最愛の妻を無くし人生に落胆していた元ピアニストが、ブサイクを理由に処分寸前で人生に落胆していた猫とペットショップで運命の出会いをし、お互いに寂しかった人生が変わっていく。という理想的なストーリーで始まる漫画。主人公の「おじさま」こと神田冬樹も「ブサイク猫」のふくまるも心優しい性格で、ストーリーも非の付け所がないような美しい話だ。読んでいるだけで幸せな気分になる良い内容である。
だが、おじさまの描写も猫の描写もあまりにも夢物語すぎて、実際に猫を飼ったことのある人には、ここぞという楽しみ方や共感ができない。猫がいるだけで癒やされるという生活の満ち足り方や、要所要所で描かれる猫の可愛い仕草には共感できるが、ふくまるのモノローグに流れるあまりにも人間チックな語り草にはまるで猫らしさが感じられない。また主人公のおじさまやその周辺人物、亡くなった元妻などが聖人すぎて、日常の一コマという場面にもリアリティが一切感じられない。その上でお涙頂戴ストーリーを展開してくるので、読んでいる最中に白けてきてしまうというのが正直な感想だ。

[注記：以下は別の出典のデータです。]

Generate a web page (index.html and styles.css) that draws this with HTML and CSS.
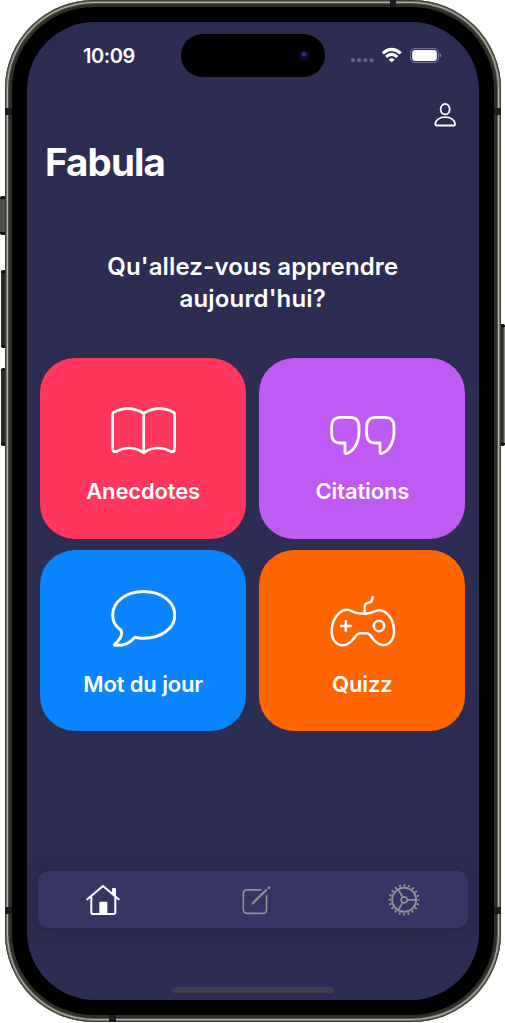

しかし2020年から始まったテレビ東京が実写化したドラマは秀逸である。そのリアリティのなさを、草刈正雄というまたリアリティのないダンディな俳優と、ぬいぐるみを使ったふくまるの再現というリアリティのなさで、上手にパロディ化していて、余計な事を考えずにすんなりと感情移入ができるようになった。見るならドラマがおすすめである。